The last time Congress passed all of its spending bills under “regular order” was two decades ago. The U.S. desperately needs to spend more money on its military to meet challenges from countries like China and Russia; it has not been able to do so because the Defense Department was operating under the 2013 sequester that was in turn the product of congressional gridlock.

Or take infrastructure, which is the one part of the Trump agenda that I (and many Democrats) would support. The country has been gridlocked here as well, with the biggest source of opposition being the Tea Party wing of Trump’s own party, who would have stymied Hillary Clinton’s own initiative had she been elected instead. Trump has the opportunity now to break with the Freedom Caucus in the House and push for major new spending on infrastructure, which he could do with help from Nancy Pelosi’s Democrats.

Even so, such an initiative will face enormous obstacles due to the layers of regulation at federal and state levels. It is these small checks that make new infrastructure projects so costly and protracted. Anyone serious about the substance of this policy should see this an opportunity to streamline this process.

It is important to remember that one of the reasons for Trump’s rise is the accurate perception that the American political system was in many respects broken—captured by special interests and paralyzed by its inability to make or implement basic decisions. This, not a sudden affinity for Russia, is why the idea of a Putin-like strongman has suddenly gained appeal in America. The way democratic accountability is supposed to work is for the dominant party to be allowed to govern, and then be held accountable in two or four years time for the results it has produced.

Continued stalemate and paralysis will only convince people that the system is so fundamentally broken that it needs to be saved by a leader who can break all rules—if not Trump, then a successor

So I’m willing to let Trump govern without trying to obstruct every single initiative that comes from him. I don’t think his policies will work, and I believe the American people will see this very soon. However, the single most dangerous abuses of power are ones affecting the system’s future accountability.

What the new generation of populist-nationalists like Putin, Chávez in Venezuela, Erdogan in Turkey, and Orbán in Hungary have done is to tilt the playing field to make sure they can never be removed from power in the future. That process has already been underway for some time in America, through Republican gerrymandering of congressional districts and the use of voter ID laws to disenfranchise potential Democratic voters. The moment that the field is so tilted that accountability becomes impossible is when the system shifts from being a real liberal democracy to being an electoral authoritarian one.
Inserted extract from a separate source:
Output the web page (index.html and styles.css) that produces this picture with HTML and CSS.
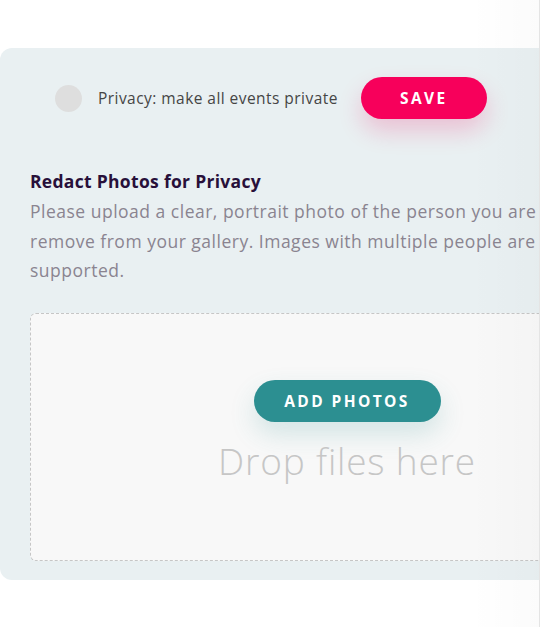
FILE: index.html
```html
<!DOCTYPE html>
<html lang="en">
<head>
  <meta charset="UTF-8" />
  <meta name="viewport" content="width=device-width, initial-scale=1.0"/>
  <title>Privacy settings</title>
  <link rel="stylesheet" href="styles.css">
</head>
<body>
  <div class="frame">
    <div class="panel">
      <div class="privacy-row">
        <div class="toggle"></div>
        <div class="privacy-label">Privacy: make all events private</div>
        <button class="btn btn-save">SAVE</button>
      </div>

      <div class="redact">
        <div class="redact-title">Redact Photos for Privacy</div>
        <p class="redact-text">Please upload a clear, portrait photo of the person you are<br>remove from your gallery. Images with multiple people are<br>supported.</p>
      </div>

      <div class="dropzone">
        <button class="btn btn-add">ADD PHOTOS</button>
        <div class="drop-hint">Drop files here</div>
      </div>
    </div>
  </div>
</body>
</html>
```

FILE: styles.css
```css
body {
  margin: 0;
  font-family: "Open Sans", Lato, sans-serif;
  background: #fff;
}

.frame {
  position: relative;
  width: 539px;
  height: 627px;
  overflow: hidden;
  border-right: 1px solid #e4e4e4;
}

/* soft shade on the right edge */
.frame::after {
  content: "";
  position: absolute;
  top: 0;
  right: 0;
  width: 70px;
  height: 100%;
  background: linear-gradient(to right, rgba(0,0,0,0), rgba(0,0,0,0.015));
  pointer-events: none;
}

.panel {
  margin-top: 48px;
  width: 720px;
  background-color: #e9f0f2;
  border-radius: 12px;
  padding: 29px 0 19px 30px;
  box-sizing: border-box;
}

.privacy-row {
  display: flex;
  align-items: center;
  padding-left: 25px;
}

.toggle {
  width: 27px;
  height: 27px;
  border-radius: 50%;
  background-color: #dedede;
}

.privacy-label {
  margin-left: 16px;
  font-size: 15.5px;
  letter-spacing: 0.45px;
  color: #454545;
}

.btn {
  border: none;
  color: white;
  font-family: "Open Sans", sans-serif;
  font-weight: 700;
  font-size: 15.5px;
  letter-spacing: 2.4px;
  border-radius: 21px;
  height: 42px;
  padding: 0;
  cursor: pointer;
}

.btn-save {
  margin-left: 23px;
  width: 126px;
  background-color: #f7005b;
  box-shadow: 0 12px 24px rgba(240, 0, 90, 0.2);
}

.redact {
  margin-top: 50px;
}

.redact-title {
  font-size: 17.5px;
  letter-spacing: 0.3px;
  line-height: 24px;
  font-weight: 700;
  color: #28103a;
}

.redact-text {
  margin: 4px 0 0;
  font-size: 17.5px;
  letter-spacing: 0.5px;
  line-height: 29.5px;
  color: #8a8490;
  white-space: nowrap;
}

.dropzone {
  margin-top: 27px;
  width: 634px;
  height: 248px;
  box-sizing: border-box;
  border: 1px dashed #c6c6c6;
  border-radius: 6px;
  background-color: #f8f8f8;
  display: flex;
  flex-direction: column;
  align-items: center;
  padding-top: 66px;
}

.btn-add {
  width: 187px;
  background-color: #2c8f91;
  box-shadow: 0 12px 26px rgba(44, 143, 145, 0.18);
}

.drop-hint {
  margin-top: 14px;
  font-size: 37px;
  letter-spacing: 0.8px;
  line-height: 50px;
  font-weight: 300;
  color: #c6c6c6;
}
```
2 thoughts on “Is American Democracy Strong Enough for Trump?

  1. Mr Fukuyama might hit many good points in the above article, but he unfortunately fails to address the core of Americanism: individual liberty. From the American political spectrum perspective, his view above is between far left and normal left, if we define farthest-left as wanting total government control and farthest-right being anarchy. Historically, America has been governed from center-right. Obama veered too far to the left. Trump is moving it back to center-right characterized with reduction of regulations, freezing new hires of federal bureaucracy (except military), empower states with power not allocated to the federal government (per the written intention of the Constitution), and more.

    I think the take Malaysians should make from the above article is that what Mr. Fukuyama advocates is what we should not learn from America. He is forgetting about the personal liberty while wallowing in the detail of collectivism.